THE sharemarket finished lower on Monday, weighed down by banks as investors locked in profits after an "almost unstoppable" run so far this year.
The benchmark S&P/ASX 200 closed at the day's low, down 13.6 points, or 0.3 per cent, at 4907.5, while the broader All Ordinaries lost 12.8 points, or 0.3 per cent, to 4929.1.
The market got off to a positive start as miners enjoyed an increase in base metal prices, with iron ore moving up to $US153.20 per tonne, but the gains were shortlived, as soft building approval figures took away a bit of confidence.
Figures released by the Bureau of Statistics showed home approvals fell by 4.4 per cent in December, while economists had expected a rise of 1 per cent.
"The soft building approval numbers were a little bit of a wake-up call for investors after the market's almost unstoppable run," said JBWere executive director Mike Kendall. "It was a little bit of a sobering reminder, this isn't a bull market yet."
Financials were a considerable weight on the market, with Westpac leading the losses among the big four banks, down 1.3 per cent to $27.94. Minor bank Suncorp fell 1.4 per cent to $10.71.
After the banks led much of the charge up on the ASX this year, investors may have been looking to lock in some heavy profits in those stocks, Mr Kendall said.
Rio Tinto shares rose 1.2 per cent to $67.99, after the miner's $3 billion Pilbara mine expansion was approved by the Western Australian government. BHP ended 0.3 per cent lower at $37.81.
Aquila Resources' shares lost 3.9 per cent, falling as much as 9.6 per cent during the session after the company postponed its $7.4 billion iron ore project in West Pilbara.

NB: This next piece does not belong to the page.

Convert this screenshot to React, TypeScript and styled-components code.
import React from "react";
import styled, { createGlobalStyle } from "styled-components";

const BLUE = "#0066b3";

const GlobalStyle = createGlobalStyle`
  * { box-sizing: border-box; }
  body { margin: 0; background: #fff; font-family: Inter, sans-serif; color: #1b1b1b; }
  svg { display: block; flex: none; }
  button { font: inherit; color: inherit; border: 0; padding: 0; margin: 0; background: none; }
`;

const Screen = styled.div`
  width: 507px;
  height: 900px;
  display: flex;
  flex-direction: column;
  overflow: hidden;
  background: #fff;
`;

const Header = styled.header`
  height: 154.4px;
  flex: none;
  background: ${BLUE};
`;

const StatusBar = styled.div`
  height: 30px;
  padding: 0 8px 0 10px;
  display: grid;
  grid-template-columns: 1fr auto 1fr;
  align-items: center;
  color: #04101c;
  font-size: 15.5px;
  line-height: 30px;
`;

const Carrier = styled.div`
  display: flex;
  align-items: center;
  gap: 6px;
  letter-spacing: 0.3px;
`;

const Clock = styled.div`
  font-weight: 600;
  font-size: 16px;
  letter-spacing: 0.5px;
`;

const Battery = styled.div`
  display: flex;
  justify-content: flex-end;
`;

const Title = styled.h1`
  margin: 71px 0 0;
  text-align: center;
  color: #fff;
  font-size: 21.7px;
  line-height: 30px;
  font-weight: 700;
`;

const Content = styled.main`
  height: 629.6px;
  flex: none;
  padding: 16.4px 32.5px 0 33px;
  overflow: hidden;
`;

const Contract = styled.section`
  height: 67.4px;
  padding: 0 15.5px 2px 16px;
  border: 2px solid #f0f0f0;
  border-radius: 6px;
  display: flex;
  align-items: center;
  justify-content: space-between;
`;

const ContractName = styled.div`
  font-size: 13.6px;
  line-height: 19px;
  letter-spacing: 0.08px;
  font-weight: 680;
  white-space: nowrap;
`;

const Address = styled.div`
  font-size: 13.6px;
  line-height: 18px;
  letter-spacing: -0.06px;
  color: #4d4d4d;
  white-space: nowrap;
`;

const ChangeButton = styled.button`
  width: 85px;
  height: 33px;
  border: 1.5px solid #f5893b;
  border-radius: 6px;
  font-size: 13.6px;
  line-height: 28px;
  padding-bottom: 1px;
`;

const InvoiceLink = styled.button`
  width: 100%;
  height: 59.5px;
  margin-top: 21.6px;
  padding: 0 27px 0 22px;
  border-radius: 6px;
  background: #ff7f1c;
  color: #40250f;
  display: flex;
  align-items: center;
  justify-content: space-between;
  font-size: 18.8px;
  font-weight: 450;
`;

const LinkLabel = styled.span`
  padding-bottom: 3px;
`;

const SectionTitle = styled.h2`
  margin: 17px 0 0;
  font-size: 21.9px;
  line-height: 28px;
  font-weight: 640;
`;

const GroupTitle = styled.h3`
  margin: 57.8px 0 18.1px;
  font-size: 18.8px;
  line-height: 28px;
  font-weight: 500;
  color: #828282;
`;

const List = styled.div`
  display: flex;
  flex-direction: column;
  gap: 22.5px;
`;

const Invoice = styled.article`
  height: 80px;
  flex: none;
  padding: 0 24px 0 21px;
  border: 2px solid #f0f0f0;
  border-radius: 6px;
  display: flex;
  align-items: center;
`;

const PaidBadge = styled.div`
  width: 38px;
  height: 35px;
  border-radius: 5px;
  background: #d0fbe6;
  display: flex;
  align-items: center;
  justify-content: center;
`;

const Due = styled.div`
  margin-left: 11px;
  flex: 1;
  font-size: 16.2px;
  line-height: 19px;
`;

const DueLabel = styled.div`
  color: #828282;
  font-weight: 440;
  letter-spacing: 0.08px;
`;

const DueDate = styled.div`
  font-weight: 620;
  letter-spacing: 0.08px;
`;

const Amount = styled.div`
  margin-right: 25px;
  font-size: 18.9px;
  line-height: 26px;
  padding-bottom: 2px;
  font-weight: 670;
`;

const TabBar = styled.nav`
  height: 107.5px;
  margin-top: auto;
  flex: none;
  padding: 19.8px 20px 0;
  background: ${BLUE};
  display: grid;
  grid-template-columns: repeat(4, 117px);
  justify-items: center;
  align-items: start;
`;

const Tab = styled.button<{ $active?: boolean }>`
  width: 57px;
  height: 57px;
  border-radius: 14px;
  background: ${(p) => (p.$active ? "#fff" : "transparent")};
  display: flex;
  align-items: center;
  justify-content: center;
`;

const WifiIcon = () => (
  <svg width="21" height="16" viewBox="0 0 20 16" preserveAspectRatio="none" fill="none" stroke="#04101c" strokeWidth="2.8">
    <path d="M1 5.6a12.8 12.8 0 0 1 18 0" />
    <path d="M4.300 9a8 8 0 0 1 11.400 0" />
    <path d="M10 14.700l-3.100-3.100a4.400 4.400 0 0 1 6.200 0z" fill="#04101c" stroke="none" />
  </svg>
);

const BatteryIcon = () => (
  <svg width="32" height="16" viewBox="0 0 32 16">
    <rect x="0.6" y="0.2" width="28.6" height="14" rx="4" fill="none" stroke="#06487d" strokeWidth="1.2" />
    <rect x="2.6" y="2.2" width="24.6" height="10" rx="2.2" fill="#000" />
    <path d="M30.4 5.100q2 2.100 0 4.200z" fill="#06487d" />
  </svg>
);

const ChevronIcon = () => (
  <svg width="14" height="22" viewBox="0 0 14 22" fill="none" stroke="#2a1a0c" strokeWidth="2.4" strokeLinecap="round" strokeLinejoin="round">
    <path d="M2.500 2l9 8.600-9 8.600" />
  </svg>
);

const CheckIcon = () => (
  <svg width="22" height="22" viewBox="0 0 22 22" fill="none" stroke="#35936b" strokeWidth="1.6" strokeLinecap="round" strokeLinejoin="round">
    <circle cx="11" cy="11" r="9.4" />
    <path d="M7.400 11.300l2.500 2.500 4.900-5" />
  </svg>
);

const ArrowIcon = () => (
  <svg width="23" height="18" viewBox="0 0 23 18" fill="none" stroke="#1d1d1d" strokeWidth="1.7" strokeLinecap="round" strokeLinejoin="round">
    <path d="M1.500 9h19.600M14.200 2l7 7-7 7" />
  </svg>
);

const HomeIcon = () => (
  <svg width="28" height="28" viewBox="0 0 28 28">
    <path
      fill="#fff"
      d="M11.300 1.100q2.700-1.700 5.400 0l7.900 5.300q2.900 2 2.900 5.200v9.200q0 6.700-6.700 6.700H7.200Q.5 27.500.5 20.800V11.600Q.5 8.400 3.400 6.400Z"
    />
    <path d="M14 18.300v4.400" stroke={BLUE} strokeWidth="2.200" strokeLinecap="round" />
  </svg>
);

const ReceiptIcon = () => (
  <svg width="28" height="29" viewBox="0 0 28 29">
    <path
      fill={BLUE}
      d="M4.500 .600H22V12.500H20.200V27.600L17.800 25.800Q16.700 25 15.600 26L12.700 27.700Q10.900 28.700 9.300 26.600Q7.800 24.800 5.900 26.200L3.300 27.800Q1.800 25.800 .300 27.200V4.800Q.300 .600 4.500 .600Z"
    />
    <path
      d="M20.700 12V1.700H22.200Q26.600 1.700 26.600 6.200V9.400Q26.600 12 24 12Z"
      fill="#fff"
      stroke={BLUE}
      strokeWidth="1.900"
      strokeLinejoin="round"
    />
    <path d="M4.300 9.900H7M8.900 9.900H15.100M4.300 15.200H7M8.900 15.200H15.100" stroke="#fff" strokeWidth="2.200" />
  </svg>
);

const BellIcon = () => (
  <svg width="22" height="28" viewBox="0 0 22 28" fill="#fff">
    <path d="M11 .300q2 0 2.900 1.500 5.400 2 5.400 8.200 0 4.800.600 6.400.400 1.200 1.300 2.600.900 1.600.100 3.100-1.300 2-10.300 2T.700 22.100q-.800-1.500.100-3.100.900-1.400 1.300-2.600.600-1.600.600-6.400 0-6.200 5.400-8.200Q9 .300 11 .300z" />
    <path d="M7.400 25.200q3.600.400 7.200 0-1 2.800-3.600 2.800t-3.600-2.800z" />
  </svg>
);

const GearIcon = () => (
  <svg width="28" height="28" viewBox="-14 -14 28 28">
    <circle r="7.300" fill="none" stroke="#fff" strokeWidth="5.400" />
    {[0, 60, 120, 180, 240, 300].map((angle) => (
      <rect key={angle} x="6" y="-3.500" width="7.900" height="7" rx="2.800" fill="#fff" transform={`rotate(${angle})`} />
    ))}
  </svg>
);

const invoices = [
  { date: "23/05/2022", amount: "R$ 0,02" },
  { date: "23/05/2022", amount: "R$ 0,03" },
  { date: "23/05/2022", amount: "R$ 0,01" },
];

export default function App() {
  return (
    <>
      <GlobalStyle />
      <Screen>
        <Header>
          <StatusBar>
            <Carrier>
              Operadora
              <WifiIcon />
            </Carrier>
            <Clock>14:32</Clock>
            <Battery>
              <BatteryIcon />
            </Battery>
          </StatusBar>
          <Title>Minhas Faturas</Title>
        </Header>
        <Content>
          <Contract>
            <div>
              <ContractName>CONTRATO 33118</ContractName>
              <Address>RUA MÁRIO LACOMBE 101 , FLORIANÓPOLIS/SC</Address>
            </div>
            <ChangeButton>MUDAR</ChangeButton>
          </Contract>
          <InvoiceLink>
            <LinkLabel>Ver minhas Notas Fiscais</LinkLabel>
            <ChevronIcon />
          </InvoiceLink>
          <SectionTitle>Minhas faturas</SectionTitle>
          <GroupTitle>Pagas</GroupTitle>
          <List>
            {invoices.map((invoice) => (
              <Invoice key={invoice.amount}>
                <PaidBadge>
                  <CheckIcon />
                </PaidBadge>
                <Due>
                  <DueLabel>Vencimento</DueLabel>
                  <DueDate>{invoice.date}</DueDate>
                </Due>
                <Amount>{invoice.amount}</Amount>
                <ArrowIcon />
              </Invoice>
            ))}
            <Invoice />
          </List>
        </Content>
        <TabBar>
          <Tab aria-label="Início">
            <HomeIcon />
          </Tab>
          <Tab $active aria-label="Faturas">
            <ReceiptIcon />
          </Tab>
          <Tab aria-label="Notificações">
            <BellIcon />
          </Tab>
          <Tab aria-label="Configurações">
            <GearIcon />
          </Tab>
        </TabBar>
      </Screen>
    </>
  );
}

Linc Energy dropped 4.7 per cent to $2.05 after a report in BusinessDay continued to place doubt over the company's claims that it could produce ultra-clean fuel for about $30 a barrel.
The Australian dollar remained relatively flat against its US counterpart at $US1.0436. Against the yen, the dollar continued its strong run, trading around its highest levels since August 2008, at 96.70 yen. But the dollar continued its struggles against the euro, fetching around 76.6 euro cents, close to its lowest point in 14 months.
Australian 10-year government bonds fell to nine-month lows, triggered by a selloff of US treasuries and an improving outlook in Europe, reaching 96.435.
Reporting season kicks off on Tuesday, with Transurban and Cochlear, two of the bigger companies, posting half-year earnings. Both lost ground on Monday; Transurban fell 1.1 per cent to $6.10 and Cochlear ended 0.8 per cent lower at $80.46.